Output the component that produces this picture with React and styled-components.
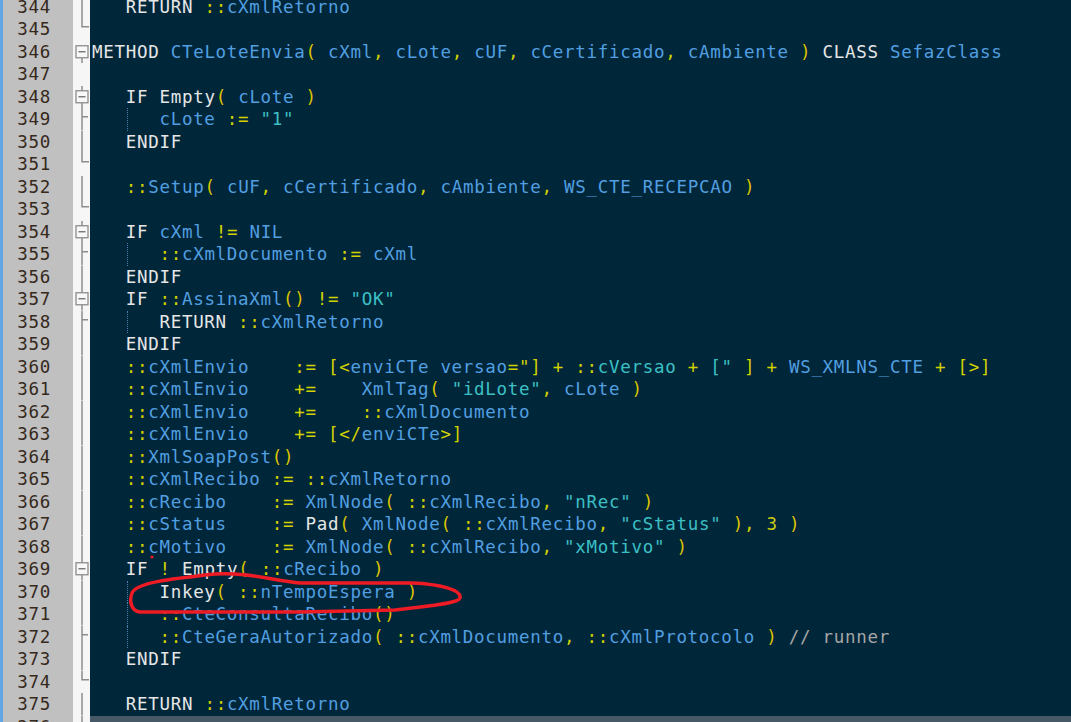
import React from 'react';
import styled, { createGlobalStyle } from 'styled-components';

const Global = createGlobalStyle`
    html, body {
        margin: 0;
        padding: 0;
        background: #00263a;
        overflow: hidden;
    }
`;

const ROW = 22.5;

const Editor = styled.div`
    position: relative;
    width: 1071px;
    height: 722px;
    overflow: hidden;
    background: #00263a;
    border-left: 3px solid #62a6e4;
    box-sizing: border-box;
    font-family: "DejaVu Sans Mono", "Liberation Mono", monospace;
    font-size: 17.5px;
    letter-spacing: 0.7px;
`;

const Lines = styled.div`
    display: flex;
    flex-direction: column;
    margin-top: -4.25px;
`;

const Row = styled.div`
    display: grid;
    grid-template-columns: 70px 17px 1fr;
    height: ${ROW}px;
    line-height: ${ROW}px;
`;

const Num = styled.div`
    background: #c0c0c0;
    color: #35291c;
    text-align: right;
    padding-right: 22px;
`;

const Fold = styled.div`
    background: #f6f6f6;
    svg {
        display: block;
    }
`;

const Code = styled.div`
    position: relative;
    padding-left: 2px;
    white-space: pre;
    background: ${p => (p.$bar ? '#475966' : 'transparent')};
    &::before {
        content: '';
        display: ${p => (p.$guide ? 'block' : 'none')};
        position: absolute;
        left: 37px;
        top: 0;
        bottom: 0;
        border-left: 1px dotted #4f7fb0;
    }
`;

const colors = {
    k: '#e6e6e6',
    i: '#529fe0',
    y: '#d2d200',
    p: '#dcc400',
    s: '#3cc0c4',
    n: '#c8cc10',
    c: '#a6a6a6',
    t: '#e6e6e6',
};

const Tok = styled.span`
    color: ${p => colors[p.$kind]};
`;

const FoldMark = ({ type }) => {
    const h = ROW;
    const c = h / 2 - 0.5;
    const stroke = '#8c8c8c';
    return (
        <svg width="17" height={h} viewBox={`0 0 17 ${h}`}>
            {(type === 'line' || type === 'tick') && (
                <line x1="9" y1="0" x2="9" y2={h} stroke={stroke} strokeWidth="1.5" />
            )}
            {type === 'tick' && <line x1="9" y1={c - 2} x2="15" y2={c - 2} stroke={stroke} strokeWidth="1.5" />}
            {type === 'end' && (
                <path d={`M9 0 V${c - 2} H16`} fill="none" stroke={stroke} strokeWidth="1.5" />
            )}
            {(type === 'box' || type === 'boxStart') && (
                <g>
                    {type === 'box' && <line x1="9" y1="0" x2="9" y2={c - 6} stroke={stroke} strokeWidth="1.5" />}
                    <line x1="9" y1={c + 6} x2="9" y2={h} stroke={stroke} strokeWidth="1.5" />
                    <rect x="3" y={c - 6} width="12" height="12" fill="#f8f8f8" stroke={stroke} strokeWidth="1.3" />
                    <line x1="5.5" y1={c} x2="12.5" y2={c} stroke="#6a6a6a" strokeWidth="1.3" />
                </g>
            )}
        </svg>
    );
};

const K = t => ['k', t];
const I = t => ['i', t];
const Y = t => ['y', t];
const P = t => ['p', t];
const S = t => ['s', t];
const N = t => ['n', t];
const C = t => ['c', t];
const _ = t => ['t', t];

const code = [
    { n: 344, f: 'line', t: [_('   '), K('RETURN'), _(' '), Y('::'), I('cXmlRetorno')] },
    { n: 345, f: 'end', t: [] },
    {
        n: 346, f: 'boxStart', t: [K('METHOD'), _(' '), I('CTeLoteEnvia'), P('('), _(' '), I('cXml'), Y(','), _(' '), I('cLote'), Y(','), _(' '),
            I('cUF'), Y(','), _(' '), I('cCertificado'), Y(','), _(' '), I('cAmbiente'), _(' '), P(')'), _(' '), K('CLASS'), _(' '), I('SefazClass')],
    },
    { n: 347, f: 'none', t: [] },
    { n: 348, f: 'box', t: [_('   '), K('IF'), _(' '), K('Empty'), P('('), _(' '), I('cLote'), _(' '), P(')')] },
    { n: 349, f: 'tick', g: true, t: [_('      '), I('cLote'), _(' '), Y(':='), _(' '), S('"1"')] },
    { n: 350, f: 'line', t: [_('   '), K('ENDIF')] },
    { n: 351, f: 'end', t: [] },
    {
        n: 352, f: 'line', t: [_('   '), Y('::'), I('Setup'), P('('), _(' '), I('cUF'), Y(','), _(' '), I('cCertificado'), Y(','), _(' '),
            I('cAmbiente'), Y(','), _(' '), I('WS_CTE_RECEPCAO'), _(' '), P(')')],
    },
    { n: 353, f: 'end', t: [] },
    { n: 354, f: 'box', t: [_('   '), K('IF'), _(' '), I('cXml'), _(' '), Y('!='), _(' '), I('NIL')] },
    { n: 355, f: 'tick', g: true, t: [_('      '), Y('::'), I('cXmlDocumento'), _(' '), Y(':='), _(' '), I('cXml')] },
    { n: 356, f: 'line', t: [_('   '), K('ENDIF')] },
    { n: 357, f: 'box', t: [_('   '), K('IF'), _(' '), Y('::'), I('AssinaXml'), P('()'), _(' '), Y('!='), _(' '), S('"OK"')] },
    { n: 358, f: 'tick', g: true, t: [_('      '), K('RETURN'), _(' '), Y('::'), I('cXmlRetorno')] },
    { n: 359, f: 'line', t: [_('   '), K('ENDIF')] },
    {
        n: 360, f: 'line', t: [_('   '), Y('::'), I('cXmlEnvio'), _('    '), Y(':='), _(' '), Y('[<'), I('enviCTe versao'), Y('="]'), _(' '),
            Y('+'), _(' '), Y('::'), S('cVersao'), _(' '), Y('+'), _(' '), S('["'), _(' '), Y(']'), _(' '), Y('+'), _(' '),
            I('WS_XMLNS_CTE'), _(' '), Y('+'), _(' '), Y('[>]')],
    },
    {
        n: 361, f: 'line', t: [_('   '), Y('::'), I('cXmlEnvio'), _('    '), Y('+='), _('    '), I('XmlTag'), P('('), _(' '),
            S('"idLote"'), Y(','), _(' '), I('cLote'), _(' '), P(')')],
    },
    { n: 362, f: 'line', t: [_('   '), Y('::'), I('cXmlEnvio'), _('    '), Y('+='), _('    '), Y('::'), I('cXmlDocumento')] },
    { n: 363, f: 'line', t: [_('   '), Y('::'), I('cXmlEnvio'), _('    '), Y('+='), _(' '), Y('[</'), I('enviCTe'), Y('>]')] },
    { n: 364, f: 'line', t: [_('   '), Y('::'), I('XmlSoapPost'), P('()')] },
    { n: 365, f: 'line', t: [_('   '), Y('::'), I('cXmlRecibo'), _(' '), Y(':='), _(' '), Y('::'), I('cXmlRetorno')] },
    {
        n: 366, f: 'line', t: [_('   '), Y('::'), I('cRecibo'), _('    '), Y(':='), _(' '), I('XmlNode'), P('('), _(' '), Y('::'),
            I('cXmlRecibo'), Y(','), _(' '), S('"nRec"'), _(' '), P(')')],
    },
    {
        n: 367, f: 'line', t: [_('   '), Y('::'), I('cStatus'), _('    '), Y(':='), _(' '), K('Pad'), P('('), _(' '), I('XmlNode'),
            P('('), _(' '), Y('::'), I('cXmlRecibo'), Y(','), _(' '), S('"cStatus"'), _(' '), P(')'), Y(','), _(' '), N('3'), _(' '), P(')')],
    },
    {
        n: 368, f: 'line', t: [_('   '), Y('::'), I('cMotivo'), _('    '), Y(':='), _(' '), I('XmlNode'), P('('), _(' '), Y('::'),
            I('cXmlRecibo'), Y(','), _(' '), S('"xMotivo"'), _(' '), P(')')],
    },
    { n: 369, f: 'box', t: [_('   '), K('IF'), _(' '), Y('!'), _(' '), K('Empty'), P('('), _(' '), Y('::'), I('cRecibo'), _(' '), P(')')] },
    { n: 370, f: 'line', g: true, t: [_('      '), K('Inkey'), P('('), _(' '), Y('::'), I('nTempoEspera'), _(' '), P(')')] },
    { n: 371, f: 'line', g: true, t: [_('      '), Y('::'), I('CteConsultaRecibo'), P('()')] },
    {
        n: 372, f: 'tick', g: true, t: [_('      '), Y('::'), I('CteGeraAutorizado'), P('('), _(' '), Y('::'), I('cXmlDocumento'),
            Y(','), _(' '), Y('::'), I('cXmlProtocolo'), _(' '), P(')'), _(' '), C('// runner')],
    },
    { n: 373, f: 'line', t: [_('   '), K('ENDIF')] },
    { n: 374, f: 'end', t: [] },
    { n: 375, f: 'line', t: [_('   '), K('RETURN'), _(' '), Y('::'), I('cXmlRetorno')] },
    { n: 376, f: 'line', bar: true, t: [] },
];

const Overlay = styled.svg`
    position: absolute;
    left: -3px;
    top: 0;
    pointer-events: none;
`;

const Circled = () => (
    <Overlay width="1071" height="722" viewBox="0 0 1071 722">
        <path
            d="M300 583 L412 583 C440 584 462 590 460 598 C458 604 425 606 395 610 L300 612 L140 612
               C131 611 129 601 132 593 C136 583 168 579 215 574 C245 572 272 580 300 583"
            fill="none"
            stroke="#ee1b24"
            strokeWidth="3.5"
            strokeLinejoin="round"
            strokeLinecap="round"
        />
        <circle cx="152" cy="557" r="1.6" fill="#ee1b24" />
    </Overlay>
);

const App = () => {
    return (
        <>
            <Global />
            <Editor>
                <Lines>
                    {code.map(line => (
                        <Row key={line.n}>
                            <Num>{line.n}</Num>
                            <Fold>
                                <FoldMark type={line.f} />
                            </Fold>
                            <Code $guide={line.g} $bar={line.bar}>
                                {line.t.map(([kind, text], i) => (
                                    <Tok key={i} $kind={kind}>{text}</Tok>
                                ))}
                            </Code>
                        </Row>
                    ))}
                </Lines>
                <Circled />
            </Editor>
        </>
    );
};

export default App;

### DIRECTIVE
Search the data above for the word "styled", then gather each line in which it appears.

### ANSWER IN FULL
Output the component that produces this picture with React and styled-components.
import styled, { createGlobalStyle } from 'styled-components';
const Editor = styled.div`
const Lines = styled.div`
const Row = styled.div`
const Num = styled.div`
const Fold = styled.div`
const Code = styled.div`
const Tok = styled.span`
const Overlay = styled.svg`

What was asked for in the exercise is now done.